Luckily, I live in a nation explicitly founded on “the pursuit of happiness,” which not coincidentally has become the greatest and most accomplished on Earth. Only a ghoul would wish greater suffering upon it — and I, by contrast, look forward to toasting it privately tomorrow night with Helen and a couple other Americans. May it be a happy, happy Fourth of July for all — and a happy future for humanity.
P.S. As a little reminder that utilitarians, like doctors administering painful injections, are perfectly capable of recognizing instances where short-term sorrow enhances longer-term pleasure, I offer this:
The lost-cyborg-animals story We3, a dying Supergirl, the massive teleporting lunar dog named Lockjaw, a respectful Skrull general, a self-sacrificing Starman, and more appear in an unusual comment thread sparked by the question, What comic books have made readers cry? Thanks to the commenters’ tendency to synopsize, you might appreciate it even without knowing the stories or characters (I knew some).

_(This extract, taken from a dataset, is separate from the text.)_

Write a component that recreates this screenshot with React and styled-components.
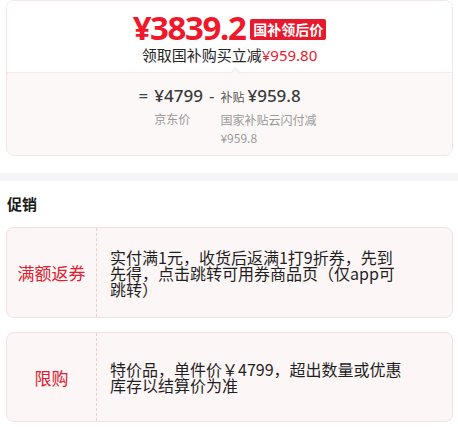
import React from 'react';
import styled, { createGlobalStyle } from 'styled-components';

const GlobalStyle = createGlobalStyle`
  body {
    margin: 0;
    background: #fff;
    font-family: "Noto Sans", "Noto Sans CJK SC", sans-serif;
    color: #1a1a1a;
  }
`;

const Page = styled.div`
  width: 458px;
  padding: 0 5px 0 6px;
  box-sizing: border-box;
`;

const PriceCard = styled.div`
  border: 1px solid #f1e6e8;
  border-radius: 8px;
  overflow: hidden;
`;

const Top = styled.div`
  height: 71px;
  box-sizing: border-box;
  padding-top: 11px;
  display: flex;
  flex-direction: column;
  align-items: center;
  background: #fff;
`;

const PriceRow = styled.div`
  display: flex;
  align-items: center;
  gap: 5px;
  height: 32px;
`;

const BigPrice = styled.span`
  font-family: "Noto Sans", sans-serif;
  font-weight: 700;
  font-size: 33px;
  line-height: 32px;
  letter-spacing: -1.4px;
  color: #f0182b;
`;

const Badge = styled.span`
  background: #e8192c;
  color: #fff;
  font-family: "Noto Sans CJK SC", sans-serif;
  font-weight: 700;
  font-size: 14px;
  line-height: 21px;
  padding: 0 3px;
  border-radius: 2px;
  margin-top: 3px;
`;

const Sub = styled.div`
  font-family: "Noto Sans CJK SC", sans-serif;
  font-size: 15px;
  line-height: 20px;
  margin-top: 1px;
  color: #262626;
`;

const Red = styled.span`
  font-family: "Noto Sans", sans-serif;
  color: #e8192c;
`;

const Bottom = styled.div`
  position: relative;
  height: 83px;
  box-sizing: border-box;
  border-top: 1px solid #f3e8ea;
  background: #fdf8f8;
  padding-top: 11px;
  display: flex;
  justify-content: center;
  align-items: flex-start;
  gap: 6px;

  &::before {
    content: '';
    position: absolute;
    top: -4px;
    left: 225px;
    width: 6px;
    height: 6px;
    background: #fdf8f8;
    border-left: 1px solid #f3e8ea;
    border-top: 1px solid #f3e8ea;
    transform: rotate(45deg);
  }
`;

const Op = styled.span`
  font-size: 17px;
  line-height: 24px;
  color: #444;
`;

const Col = styled.div`
  display: flex;
  flex-direction: column;
  max-width: ${p => p.$max || 'none'};
`;

const Num = styled.div`
  font-family: "Noto Sans", "Noto Sans CJK SC", sans-serif;
  font-size: 17px;
  font-weight: 500;
  line-height: 24px;
  color: #3a3a3a;
  white-space: nowrap;
`;

const Small = styled.span`
  font-family: "Noto Sans CJK SC", sans-serif;
  font-size: 12px;
  font-weight: 400;
  margin-right: 3px;
  color: #555;
`;

const Label = styled.div`
  font-family: "Noto Sans CJK SC", sans-serif;
  font-size: 12px;
  line-height: 18px;
  color: #999;
  margin-top: 2px;
  word-break: break-all;
`;

const Band = styled.div`
  height: 8px;
  margin: 17px -5px 0 -6px;
  background: #f6f6f9;
`;

const Title = styled.div`
  font-family: "Noto Sans CJK SC", sans-serif;
  font-weight: 700;
  font-size: 15px;
  line-height: 20px;
  padding: 13px 0 0 1px;
  color: #1a1a1a;
`;

const PromoList = styled.div`
  display: flex;
  flex-direction: column;
  gap: 14px;
  margin-top: 13px;
`;

const Promo = styled.div`
  display: flex;
  min-height: ${p => p.$h}px;
  box-sizing: border-box;
  border: 1px solid #f3dfe2;
  border-radius: 8px;
  background: #fdf6f7;
`;

const Tag = styled.div`
  width: 89px;
  flex: none;
  display: flex;
  align-items: center;
  justify-content: center;
  border-right: 1px dashed #ebcfd4;
  font-family: "Noto Sans CJK SC", sans-serif;
  font-size: 17px;
  color: #e0202e;
`;

const PromoText = styled.div`
  flex: 1;
  display: flex;
  align-items: center;
  padding: 0 48px 0 13px;
  font-family: "Noto Sans CJK SC", sans-serif;
  font-size: 16px;
  line-height: 16px;
  color: #1f1f1f;
`;

export default function App() {
  return (
    <Page>
      <GlobalStyle />
      <PriceCard>
        <Top>
          <PriceRow>
            <BigPrice>¥3839.2</BigPrice>
            <Badge>国补领后价</Badge>
          </PriceRow>
          <Sub>领取国补购买立减<Red>¥959.80</Red></Sub>
        </Top>
        <Bottom>
          <Op>=</Op>
          <Col>
            <Num>¥4799</Num>
            <Label>京东价</Label>
          </Col>
          <Op>-</Op>
          <Col $max="100px">
            <Num><Small>补贴</Small>¥959.8</Num>
            <Label>国家补贴云闪付减¥959.8</Label>
          </Col>
        </Bottom>
      </PriceCard>
      <Band />
      <Title>促销</Title>
      <PromoList>
        <Promo $h={91}>
          <Tag>满额返券</Tag>
          <PromoText>实付满1元，收货后返满1打9折券，先到先得，点击跳转可用券商品页（仅app可跳转）</PromoText>
        </Promo>
        <Promo $h={90}>
          <Tag>限购</Tag>
          <PromoText>特价品，单件价￥4799，超出数量或优惠库存以结算价为准</PromoText>
        </Promo>
      </PromoList>
    </Page>
  );
}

More than a few are meta-moments in which characters realize the tragedy of their whole existences — or the reader’s. And on that note, though I don’t think I ever actually cried while reading a comic, one moment (aside from We3, which you’ll all supposedly get to see as a film one of these days) that struck me as at least poignant was a moment in Zot! — a comic about one lone superhero boy on a world otherwise pretty much identical to our unheroic own. In one issue, we see that a boy from our world who Zot knows imagines his doomed high school romance as a sci-fi death tableau — and it is made all the more painfully pathetic by the fact that we readers can see that the semi-imaginative youth’s fantasy is, while superficially powerful, terribly derivative of Phoenix’s death scene in X-Men.
If, reading it, you admit to yourself that the Zot! scene works, you suddenly have to confront the shortcomings — and great potential — in your own nerdy life and in your favorite medium, like the experience of hearing a song trope that undeniably works even though you’ve heard it 800 times before and not being able to decide whether you resent the songwriter, his predecessors, the world, or your own weakness.
P.P.S. Speaking of sad animal stories, I fear the two cats who often sat in the window of an apartment near mine have moved away, possibly taking the unbelievably huge, brown, furry, and Chewbacca-like Newfoundland mix with them before I ever got around to taking a picture of him.
On the bright side, I just read a review of the Guardians of the Galaxy comic book in which a telepathic Russian dog named Cosmo (not owned by Jonah Goldberg, unless he’s a double agent) wakes up from unconsciousness with the aforementioned Lockjaw licking his head and looking concerned, and Cosmo asks “Are you God?” Lockjaw is not God, but he’s good — he worries when his friends suffer.